Томазия прочла это письмо сквозь слезы и сказала про себя: «Все кончено». Потом, открыв лицо младенца, которого она грела, прижав к груди, произнесла с рыданием: «Что будет с нами?»
Отвечая Вашку, она сообщала, что ребенок будет крещен без упоминания имени отца и с назначенными крестными. Однако, что касается его воспитания, она объявляла, что будет кормить сына сама, но, если Вашку настаивает на удалении младенца из дома, она также должна будет удалиться вместе с сыном. И в завершение сообщала, с той простотой, которая благодаря подавленной боли могла бы сравниться с редкостным мужеством в несчастье: «Твое письмо пришло одновременно с известием о смерти моего отца».

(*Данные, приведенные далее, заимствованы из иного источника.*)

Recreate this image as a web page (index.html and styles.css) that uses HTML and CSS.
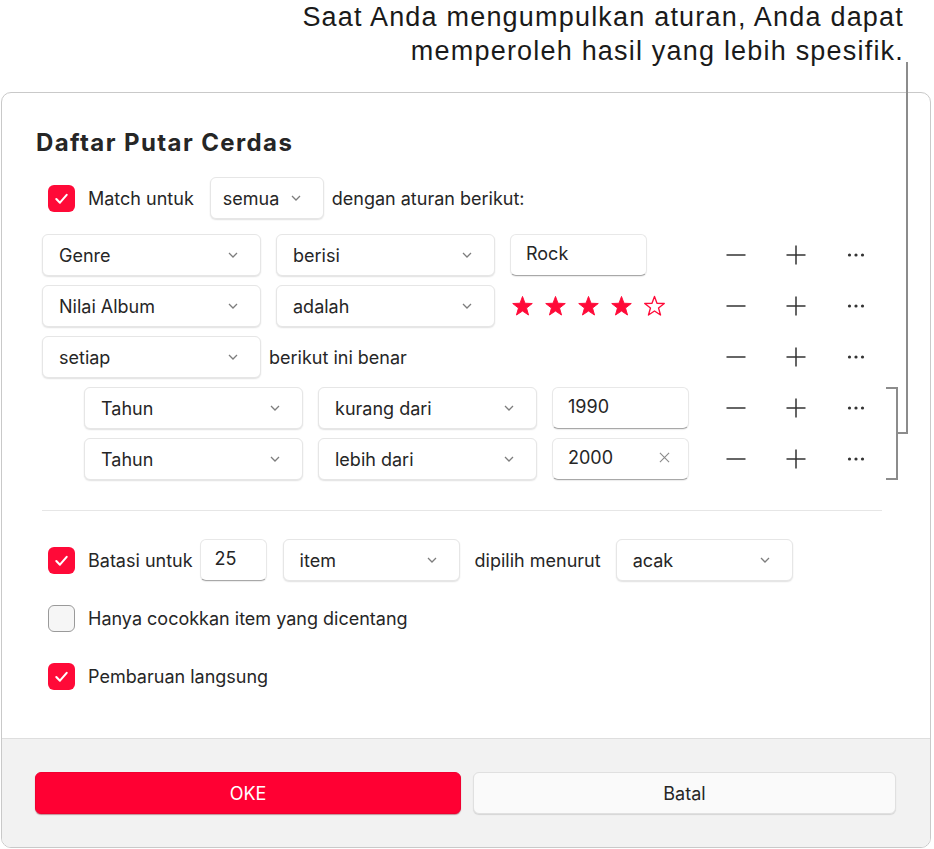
FILE: index.html
```html
<!DOCTYPE html>
<html lang="id">
<head>
<meta charset="utf-8">
<title>Daftar Putar Cerdas</title>
<link rel="stylesheet" href="styles.css">
</head>
<body>
<div class="page">
  <div class="callout">Saat Anda mengumpulkan aturan, Anda dapat<br>memperoleh hasil yang lebih spesifik.</div>

  <svg class="callout-lines" width="934" height="849" viewBox="0 0 934 849" aria-hidden="true">
    <path d="M907 62 V433 H897" fill="none" stroke="#8c8c8c" stroke-width="2"/>
    <path d="M886 388 H897 V479 H886" fill="none" stroke="#8c8c8c" stroke-width="2"/>
  </svg>

  <div class="dialog">
    <h1 class="title">Daftar Putar Cerdas</h1>

    <div class="line match-row">
      <span class="check on"><svg viewBox="0 0 26 26"><path d="M8 13.5 L11.5 17 L18 9.5"/></svg></span>
      <span class="label">Match untuk</span>
      <div class="dd dd-semua gap-l16"><span>semua</span><svg class="chev" viewBox="0 0 10 6"><path d="M1 1 L5 5 L9 1"/></svg></div>
      <span class="label gap-l8">dengan aturan berikut:</span>
    </div>

    <div class="rules">
      <div class="rule">
        <div class="rule-main">
          <div class="dd dd-wide"><span>Genre</span><svg class="chev" viewBox="0 0 10 6"><path d="M1 1 L5 5 L9 1"/></svg></div>
          <div class="dd dd-wide"><span>berisi</span><svg class="chev" viewBox="0 0 10 6"><path d="M1 1 L5 5 L9 1"/></svg></div>
          <div class="field"><span>Rock</span></div>
        </div>
        <div class="actions">
          <span class="act"><svg viewBox="0 0 20 20"><path d="M0.5 10 H19.5"/></svg></span>
          <span class="act"><svg viewBox="0 0 20 20"><path d="M0.5 10 H19.5 M10 0.5 V19.5"/></svg></span>
          <span class="act"><svg viewBox="0 0 20 20"><circle cx="3.5" cy="10" r="1.6"/><circle cx="10" cy="10" r="1.6"/><circle cx="16.5" cy="10" r="1.6"/></svg></span>
        </div>
      </div>

      <div class="rule">
        <div class="rule-main">
          <div class="dd dd-wide"><span>Nilai Album</span><svg class="chev" viewBox="0 0 10 6"><path d="M1 1 L5 5 L9 1"/></svg></div>
          <div class="dd dd-wide"><span>adalah</span><svg class="chev" viewBox="0 0 10 6"><path d="M1 1 L5 5 L9 1"/></svg></div>
          <div class="stars">
            <svg class="star" viewBox="0 0 24 24"><path d="M12 1.5 L14.6 8.6 L22.2 8.9 L16.2 13.6 L18.3 20.9 L12 16.7 L5.7 20.9 L7.8 13.6 L1.8 8.9 L9.4 8.6 Z"/></svg>
            <svg class="star" viewBox="0 0 24 24"><path d="M12 1.5 L14.6 8.6 L22.2 8.9 L16.2 13.6 L18.3 20.9 L12 16.7 L5.7 20.9 L7.8 13.6 L1.8 8.9 L9.4 8.6 Z"/></svg>
            <svg class="star" viewBox="0 0 24 24"><path d="M12 1.5 L14.6 8.6 L22.2 8.9 L16.2 13.6 L18.3 20.9 L12 16.7 L5.7 20.9 L7.8 13.6 L1.8 8.9 L9.4 8.6 Z"/></svg>
            <svg class="star" viewBox="0 0 24 24"><path d="M12 1.5 L14.6 8.6 L22.2 8.9 L16.2 13.6 L18.3 20.9 L12 16.7 L5.7 20.9 L7.8 13.6 L1.8 8.9 L9.4 8.6 Z"/></svg>
            <svg class="star empty" viewBox="0 0 24 24"><path d="M12 1.5 L14.6 8.6 L22.2 8.9 L16.2 13.6 L18.3 20.9 L12 16.7 L5.7 20.9 L7.8 13.6 L1.8 8.9 L9.4 8.6 Z"/></svg>
          </div>
        </div>
        <div class="actions">
          <span class="act"><svg viewBox="0 0 20 20"><path d="M0.5 10 H19.5"/></svg></span>
          <span class="act"><svg viewBox="0 0 20 20"><path d="M0.5 10 H19.5 M10 0.5 V19.5"/></svg></span>
          <span class="act"><svg viewBox="0 0 20 20"><circle cx="3.5" cy="10" r="1.6"/><circle cx="10" cy="10" r="1.6"/><circle cx="16.5" cy="10" r="1.6"/></svg></span>
        </div>
      </div>

      <div class="rule">
        <div class="rule-main">
          <div class="dd dd-wide"><span>setiap</span><svg class="chev" viewBox="0 0 10 6"><path d="M1 1 L5 5 L9 1"/></svg></div>
          <span class="label label-tight">berikut ini benar</span>
        </div>
        <div class="actions">
          <span class="act"><svg viewBox="0 0 20 20"><path d="M0.5 10 H19.5"/></svg></span>
          <span class="act"><svg viewBox="0 0 20 20"><path d="M0.5 10 H19.5 M10 0.5 V19.5"/></svg></span>
          <span class="act"><svg viewBox="0 0 20 20"><circle cx="3.5" cy="10" r="1.6"/><circle cx="10" cy="10" r="1.6"/><circle cx="16.5" cy="10" r="1.6"/></svg></span>
        </div>
      </div>

      <div class="rule nested">
        <div class="rule-main">
          <div class="dd dd-wide"><span>Tahun</span><svg class="chev" viewBox="0 0 10 6"><path d="M1 1 L5 5 L9 1"/></svg></div>
          <div class="dd dd-wide"><span>kurang dari</span><svg class="chev" viewBox="0 0 10 6"><path d="M1 1 L5 5 L9 1"/></svg></div>
          <div class="field"><span>1990</span></div>
        </div>
        <div class="actions">
          <span class="act"><svg viewBox="0 0 20 20"><path d="M0.5 10 H19.5"/></svg></span>
          <span class="act"><svg viewBox="0 0 20 20"><path d="M0.5 10 H19.5 M10 0.5 V19.5"/></svg></span>
          <span class="act"><svg viewBox="0 0 20 20"><circle cx="3.5" cy="10" r="1.6"/><circle cx="10" cy="10" r="1.6"/><circle cx="16.5" cy="10" r="1.6"/></svg></span>
        </div>
      </div>

      <div class="rule nested">
        <div class="rule-main">
          <div class="dd dd-wide"><span>Tahun</span><svg class="chev" viewBox="0 0 10 6"><path d="M1 1 L5 5 L9 1"/></svg></div>
          <div class="dd dd-wide"><span>lebih dari</span><svg class="chev" viewBox="0 0 10 6"><path d="M1 1 L5 5 L9 1"/></svg></div>
          <div class="field"><span>2000</span><svg class="clear" viewBox="0 0 12 12"><path d="M1 1 L11 11 M11 1 L1 11"/></svg></div>
        </div>
        <div class="actions">
          <span class="act"><svg viewBox="0 0 20 20"><path d="M0.5 10 H19.5"/></svg></span>
          <span class="act"><svg viewBox="0 0 20 20"><path d="M0.5 10 H19.5 M10 0.5 V19.5"/></svg></span>
          <span class="act"><svg viewBox="0 0 20 20"><circle cx="3.5" cy="10" r="1.6"/><circle cx="10" cy="10" r="1.6"/><circle cx="16.5" cy="10" r="1.6"/></svg></span>
        </div>
      </div>
    </div>

    <div class="sep"></div>

    <div class="options">
      <div class="line">
        <span class="check on"><svg viewBox="0 0 26 26"><path d="M8 13.5 L11.5 17 L18 9.5"/></svg></span>
        <span class="label">Batasi untuk</span>
        <div class="field field-num gap-l7"><span>25</span></div>
        <div class="dd dd-item gap-l16"><span>item</span><svg class="chev" viewBox="0 0 10 6"><path d="M1 1 L5 5 L9 1"/></svg></div>
        <span class="label gap-l15">dipilih menurut</span>
        <div class="dd dd-item gap-l15"><span>acak</span><svg class="chev" viewBox="0 0 10 6"><path d="M1 1 L5 5 L9 1"/></svg></div>
      </div>
      <div class="line">
        <span class="check off"></span>
        <span class="label">Hanya cocokkan item yang dicentang</span>
      </div>
      <div class="line">
        <span class="check on"><svg viewBox="0 0 26 26"><path d="M8 13.5 L11.5 17 L18 9.5"/></svg></span>
        <span class="label">Pembaruan langsung</span>
      </div>
    </div>

    <div class="footer">
      <button class="btn btn-primary">OKE</button>
      <button class="btn btn-secondary">Batal</button>
    </div>
  </div>
</div>
</body>
</html>
```

FILE: styles.css
```css
* { box-sizing: border-box; }

html, body {
  margin: 0;
  padding: 0;
  background: #ffffff;
}

.page {
  position: relative;
  width: 934px;
  height: 849px;
  overflow: hidden;
  font-family: Inter, "Noto Sans", sans-serif;
  color: #262626;
}

.callout {
  height: 92px;
  padding-right: 30px;
  text-align: right;
  font-family: "Liberation Sans", Arial, sans-serif;
  font-size: 27px;
  line-height: 34px;
  letter-spacing: 1.2px;
  color: #1a1a1a;
}

.callout-lines {
  position: absolute;
  left: 0;
  top: 0;
  z-index: 2;
  pointer-events: none;
}

.dialog {
  margin-left: 1px;
  width: 930px;
  border: 1px solid #c9c9c9;
  border-radius: 10px;
  overflow: hidden;
  background: #fff;
}

.title {
  margin: 35px 0 0 34px;
  font-size: 24px;
  line-height: 30px;
  font-weight: 700;
  letter-spacing: 1.4px;
  color: #262626;
}

.line {
  display: flex;
  align-items: center;
  height: 42px;
}

.match-row {
  margin: 19px 0 0 46px;
}

.gap-l7 { margin-left: 7px; }
.gap-l8 { margin-left: 8px; }
.gap-l15 { margin-left: 15px; }
.gap-l16 { margin-left: 16px; }

.check {
  flex: none;
  width: 27px;
  height: 27px;
  border-radius: 6px;
  display: flex;
  align-items: center;
  justify-content: center;
  margin-right: 13px;
}

.check.on {
  background: #ff0a38;
}

.check.on svg {
  width: 27px;
  height: 27px;
  fill: none;
  stroke: #fff;
  stroke-width: 2;
  stroke-linecap: round;
  stroke-linejoin: round;
}

.check.off {
  background: #f6f6f6;
  border: 1.5px solid #9a9a9a;
}

.label {
  font-size: 18px;
  white-space: nowrap;
  color: #262626;
}

.dd {
  flex: none;
  height: 42px;
  display: flex;
  align-items: center;
  justify-content: space-between;
  padding: 0 22px 0 16px;
  background: #fff;
  border: 1px solid #e6e6e6;
  border-radius: 6px;
  box-shadow: 0 1px 1.5px rgba(0, 0, 0, 0.12);
  font-size: 18px;
  color: #262626;
}

.dd-semua {
  width: 114px;
  padding-left: 12px;
}

.dd-wide { width: 219px; }
.dd-item { width: 177px; }

.chev {
  width: 10px;
  height: 6px;
  fill: none;
  stroke: #7d7d7d;
  stroke-width: 1.3;
}

.rules {
  margin: 15px 0 0 40px;
  display: flex;
  flex-direction: column;
  gap: 9px;
}

.rule {
  display: flex;
  align-items: center;
  height: 42px;
}

.rule.nested .rule-main { padding-left: 42px; }

.rule-main {
  flex: 1;
  display: flex;
  align-items: center;
  gap: 15px;
}

.label-tight { margin-left: -7px; }

.field {
  flex: none;
  width: 137px;
  height: 42px;
  display: flex;
  align-items: center;
  justify-content: space-between;
  padding: 0 18px 3px 15px;
  background: #fff;
  border: 1px solid #e8e8e8;
  border-bottom: 1px solid #a8a8a8;
  border-radius: 6px;
  box-shadow: 0 1px 1px rgba(0, 0, 0, 0.08);
  font-size: 18px;
  color: #262626;
}

.field-num {
  width: 67px;
  padding-left: 14px;
}

.clear {
  width: 11px;
  height: 11px;
  fill: none;
  stroke: #8a8a8a;
  stroke-width: 1.2;
}

.stars {
  display: flex;
  align-items: center;
  gap: 10px;
  margin-left: 1px;
}

.star {
  width: 23px;
  height: 23px;
  fill: #ff0a38;
  stroke: #ff0a38;
  stroke-width: 1;
  stroke-linejoin: round;
}

.star.empty {
  fill: none;
  stroke-width: 1.4;
}

.actions {
  flex: none;
  display: flex;
  gap: 20px;
  margin-right: 54px;
}

.act {
  width: 40px;
  height: 20px;
  display: flex;
  align-items: center;
  justify-content: center;
}

.act svg {
  width: 20px;
  height: 20px;
  fill: #333;
  stroke: #333;
  stroke-width: 1.5;
}

.act svg circle { stroke: none; }

.sep {
  margin: 30px 48px 0 40px;
  height: 1px;
  background: #e6e6e6;
}

.options {
  margin: 28px 0 0 46px;
  display: flex;
  flex-direction: column;
  gap: 16px;
}

.footer {
  margin-top: 41px;
  height: 109px;
  background: #f2f2f2;
  border-top: 1px solid #dedede;
  display: flex;
  align-items: flex-start;
  gap: 12px;
  padding: 33px 34px 0 33px;
}

.btn {
  height: 42px;
  border-radius: 6px;
  font-family: Inter, "Noto Sans", sans-serif;
  font-size: 18px;
  cursor: pointer;
}

.btn-primary {
  width: 426px;
  background: #ff0033;
  color: #fff;
  border: 1px solid #f00030;
  box-shadow: 0 1px 1px rgba(120, 0, 20, 0.4);
}

.btn-secondary {
  flex: 1;
  background: #fafafa;
  color: #262626;
  border: 1px solid #e0e0e0;
  box-shadow: 0 1px 1px rgba(0, 0, 0, 0.12);
}
```
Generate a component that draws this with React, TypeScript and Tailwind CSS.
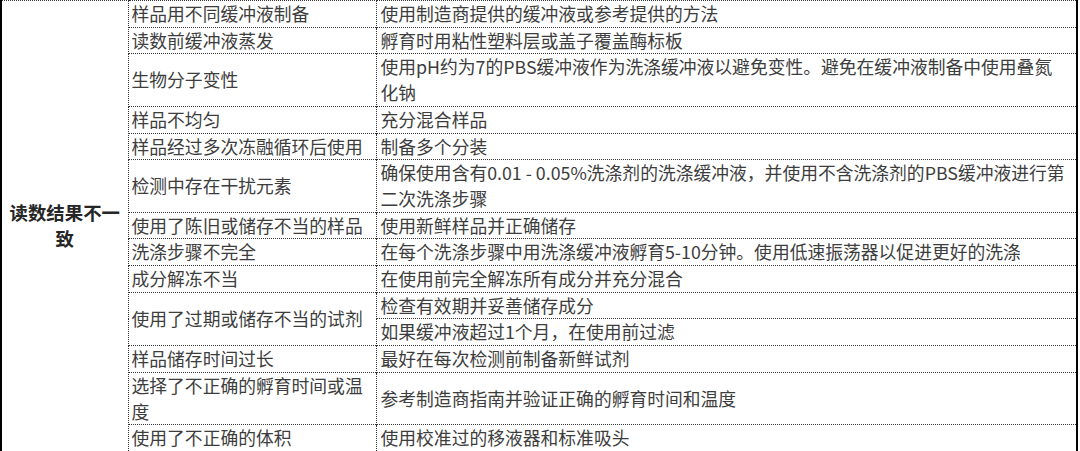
import React from "react"

type Row = {
  cause: React.ReactNode
  fixes: React.ReactNode[]
}

const rows: Row[] = [
  { cause: "样品用不同缓冲液制备", fixes: ["使用制造商提供的缓冲液或参考提供的方法"] },
  { cause: "读数前缓冲液蒸发", fixes: ["孵育时用粘性塑料层或盖子覆盖酶标板"] },
  {
    cause: "生物分子变性",
    fixes: [
      <>
        使用pH约为7的PBS缓冲液作为洗涤缓冲液以避免变性。避免在缓冲液制备中使用叠氮
        <br />
        化钠
      </>,
    ],
  },
  { cause: "样品不均匀", fixes: ["充分混合样品"] },
  { cause: "样品经过多次冻融循环后使用", fixes: ["制备多个分装"] },
  {
    cause: "检测中存在干扰元素",
    fixes: [
      <>
        确保使用含有0.01 - 0.05%洗涤剂的洗涤缓冲液，并使用不含洗涤剂的PBS缓冲液进行第
        <br />
        二次洗涤步骤
      </>,
    ],
  },
  { cause: "使用了陈旧或储存不当的样品", fixes: ["使用新鲜样品并正确储存"] },
  {
    cause: "洗涤步骤不完全",
    fixes: ["在每个洗涤步骤中用洗涤缓冲液孵育5-10分钟。使用低速振荡器以促进更好的洗涤"],
  },
  { cause: "成分解冻不当", fixes: ["在使用前完全解冻所有成分并充分混合"] },
  {
    cause: "使用了过期或储存不当的试剂",
    fixes: ["检查有效期并妥善储存成分", "如果缓冲液超过1个月，在使用前过滤"],
  },
  { cause: "样品储存时间过长", fixes: ["最好在每次检测前制备新鲜试剂"] },
  {
    cause: (
      <>
        选择了不正确的孵育时间或温
        <br />度
      </>
    ),
    fixes: ["参考制造商指南并验证正确的孵育时间和温度"],
  },
  { cause: "使用了不正确的体积", fixes: ["使用校准过的移液器和标准吸头"] },
]

const cell =
  "border-t border-dotted border-[#333] px-[3px] py-0 align-middle whitespace-nowrap"

export default function App() {
  const totalLines = rows.reduce((n, r) => n + r.fixes.length, 0)

  return (
    <div className="bg-white w-[1080px] h-[451px] overflow-hidden">
      <div className="w-[1078px] border-x-2 border-black">
        <table className="w-full table-fixed border-collapse text-[17.8px] leading-[25.7px] text-[#3d3d3d] font-['Noto_Sans_CJK_SC','Noto_Sans',sans-serif]">
          <colgroup>
            <col className="w-[126px]" />
            <col className="w-[248px]" />
            <col />
          </colgroup>
          <tbody>
            {rows.map((row, i) =>
              row.fixes.map((fix, j) => (
                <tr key={`${i}-${j}`}>
                  {i === 0 && j === 0 && (
                    <td
                      rowSpan={totalLines}
                      className="border-t border-r border-dotted border-[#333] px-0 text-center align-middle font-bold text-[18.4px] text-[#262626]"
                    >
                      读数结果不一
                      <br />致
                    </td>
                  )}
                  {j === 0 && (
                    <td
                      rowSpan={row.fixes.length}
                      className={`${cell} border-r`}
                    >
                      {row.cause}
                    </td>
                  )}
                  <td className={`${cell} pl-[4px]`}>{fix}</td>
                </tr>
              ))
            )}
          </tbody>
        </table>
      </div>
    </div>
  )
}
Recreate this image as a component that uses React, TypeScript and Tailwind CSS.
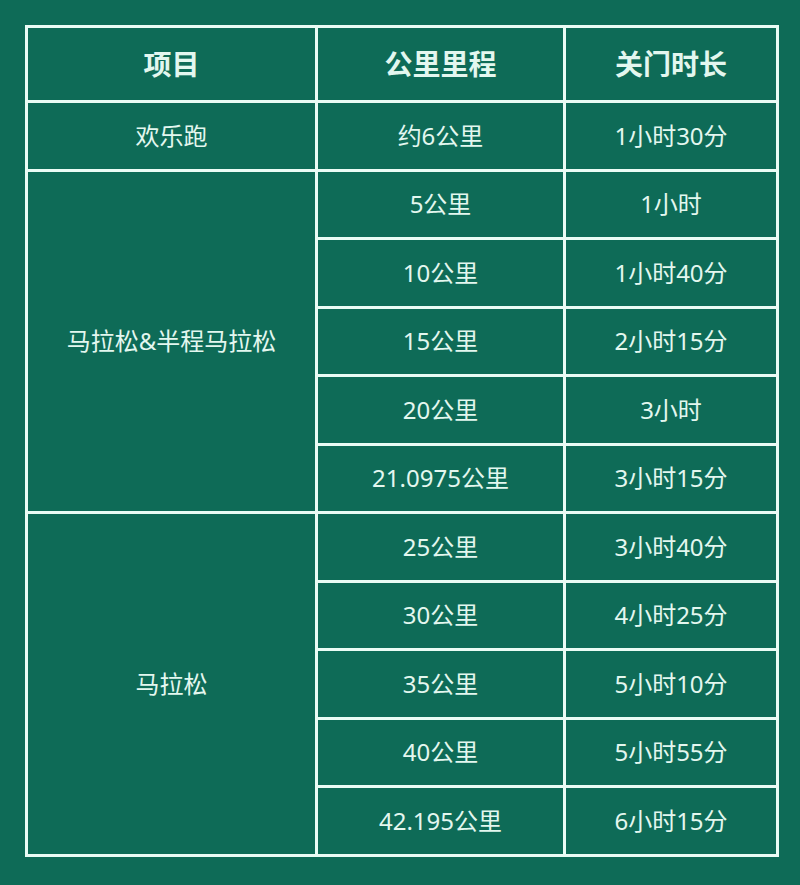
const rows: { group?: string; span?: number; dist: string; time: string }[] = [
  { group: '欢乐跑', span: 1, dist: '约6公里', time: '1小时30分' },
  { group: '马拉松&半程马拉松', span: 5, dist: '5公里', time: '1小时' },
  { dist: '10公里', time: '1小时40分' },
  { dist: '15公里', time: '2小时15分' },
  { dist: '20公里', time: '3小时' },
  { dist: '21.0975公里', time: '3小时15分' },
  { group: '马拉松', span: 5, dist: '25公里', time: '3小时40分' },
  { dist: '30公里', time: '4小时25分' },
  { dist: '35公里', time: '5小时10分' },
  { dist: '40公里', time: '5小时55分' },
  { dist: '42.195公里', time: '6小时15分' },
];

export default function App() {
  const cell = 'border-[3px] border-[#eafcf5] text-center align-middle';
  return (
    <div
      className="min-h-[885px] w-full bg-[#0e6b57] pt-[25px] pl-[25px] text-[#e3f7ef]"
      style={{ fontFamily: '"Noto Sans", "Noto Sans CJK SC", sans-serif' }}
    >
      <table className="w-[751px] table-fixed border-collapse">
        <colgroup>
          <col className="w-[290px]" />
          <col className="w-[248px]" />
          <col className="w-[213px]" />
        </colgroup>
        <thead>
          <tr className="h-[75px]">
            <th className={`${cell} text-[28px] font-bold`}>项目</th>
            <th className={`${cell} text-[28px] font-bold`}>公里里程</th>
            <th className={`${cell} text-[28px] font-bold`}>关门时长</th>
          </tr>
        </thead>
        <tbody>
          {rows.map((r, i) => (
            <tr key={i} className="h-[68.5px] text-[24px]">
              {r.group && (
                <td rowSpan={r.span} className={cell}>
                  {r.group}
                </td>
              )}
              <td className={cell}>{r.dist}</td>
              <td className={cell}>{r.time}</td>
            </tr>
          ))}
        </tbody>
      </table>
    </div>
  );
}
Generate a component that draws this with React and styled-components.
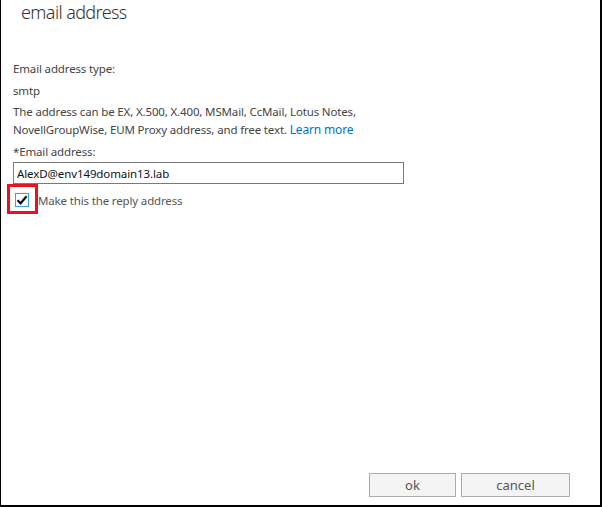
import React from "react";
import styled, { createGlobalStyle } from "styled-components";

const Global = createGlobalStyle`
  html, body { margin: 0; padding: 0; background: #fff; }
  * { box-sizing: border-box; }
`;

const Frame = styled.div`
  width: 602px;
  height: 507px;
  border-left: 1px solid #000;
  border-right: 2px solid #000;
  border-bottom: 2px solid #000;
  display: flex;
  flex-direction: column;
  font-family: "Segoe UI", "Noto Sans", "Open Sans", sans-serif;
  color: #444;
  background: #fff;
`;

const Title = styled.h1`
  margin: 0;
  padding-left: 20px;
  font-size: 18px;
  font-weight: 300;
  line-height: 24px;
  color: #333;
  letter-spacing: -0.6px;
`;

const Body = styled.div`
  padding: 0 0 0 12px;
  display: flex;
  flex-direction: column;
  margin-top: 36px;
`;

const Text = styled.div`
  margin-top: ${(p) => p.$mt || 0}px;
  font-size: 11.5px;
  line-height: 18px;
  color: #444;
  letter-spacing: -0.15px;
`;

const Link = styled.a`
  color: #0072c6;
  text-decoration: none;
  font-size: 12px;
`;

const Input = styled.input`
  margin-top: 1px;
  width: 391px;
  height: 22px;
  border: 1px solid #7a7a7a;
  padding: 0 3px;
  font-family: inherit;
  font-size: 11.5px;
  color: #111;
  outline: none;
  letter-spacing: -0.1px;
`;

const CheckRow = styled.label`
  position: relative;
  margin-top: 7px;
  display: flex;
  align-items: center;
  gap: 9px;
  height: 18px;
  font-size: 11.5px;
  color: #555;
  letter-spacing: -0.15px;
`;

const Box = styled.span`
  margin-left: 2px;
  width: 14px;
  height: 14px;
  border: 1px solid #3c9fe0;
  background: #fff;
  display: flex;
  align-items: center;
  justify-content: center;
`;

const Highlight = styled.span`
  position: absolute;
  left: -6px;
  top: -7px;
  width: 31px;
  height: 30px;
  border: 3px solid #e81123;
  pointer-events: none;
`;

const Footer = styled.div`
  margin-top: auto;
  display: flex;
  justify-content: flex-end;
  gap: 5px;
  padding: 0 30px 8px 0;
`;

const Button = styled.button`
  width: ${(p) => p.$w}px;
  height: 24px;
  background: #f4f4f4;
  border: 1px solid #acacac;
  font-family: inherit;
  font-size: 13px;
  color: #555;
  padding: 0;
  line-height: 20px;
`;

export default function App() {
  return (
    <>
      <Global />
      <Frame>
        <Title>email address</Title>
        <Body>
          <Text>Email address type:</Text>
          <Text $mt={4}>smtp</Text>
          <Text $mt={3}>
            The address can be EX, X.500, X.400, MSMail, CcMail, Lotus Notes,
            <br />
            NovellGroupWise, EUM Proxy address, and free text.{" "}
            <Link href="#">Learn more</Link>
          </Text>
          <Text $mt={4}>*Email address:</Text>
          <Input defaultValue="AlexD@env149domain13.lab" />
          <CheckRow>
            <Box>
              <svg width="12" height="12" viewBox="0 0 12 12">
                <path d="M1.5 6.2 L4.6 9.3 L10.6 2.2" fill="none" stroke="#111" strokeWidth="2.2" />
              </svg>
            </Box>
            <Highlight />
            Make this the reply address
          </CheckRow>
        </Body>
        <Footer>
          <Button $w={87}>ok</Button>
          <Button $w={109}>cancel</Button>
        </Footer>
      </Frame>
    </>
  );
}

Это известие ей сообщил ученик аптекаря, он же приказчик, спрашивая, должен ли он и дальше управлять аптекой, наследницей которой осталась Томазия. Вместе со своим письмом он переслал ей недавнее послание Макариу Афонсу, где были одобрены все его счета и выражены благодарность и признательность за то благоразумие, с которым приказчик руководил аптекой. Кроме того, Макариу писал, что ему угрожает апоплексический удар — то, что лекарь называл «мозговой горячкой», — а в завершение добавлял: «Если я умру внезапно, мое завещание готово. Наследницей будет дочь, убившая меня. Она наследует свой матери, потому что и этот дом, и все, что в нем есть, принадлежало моей покойной жене. Я все оставляю ей, но не могу простить неблагодарность, с которой она меня покинула».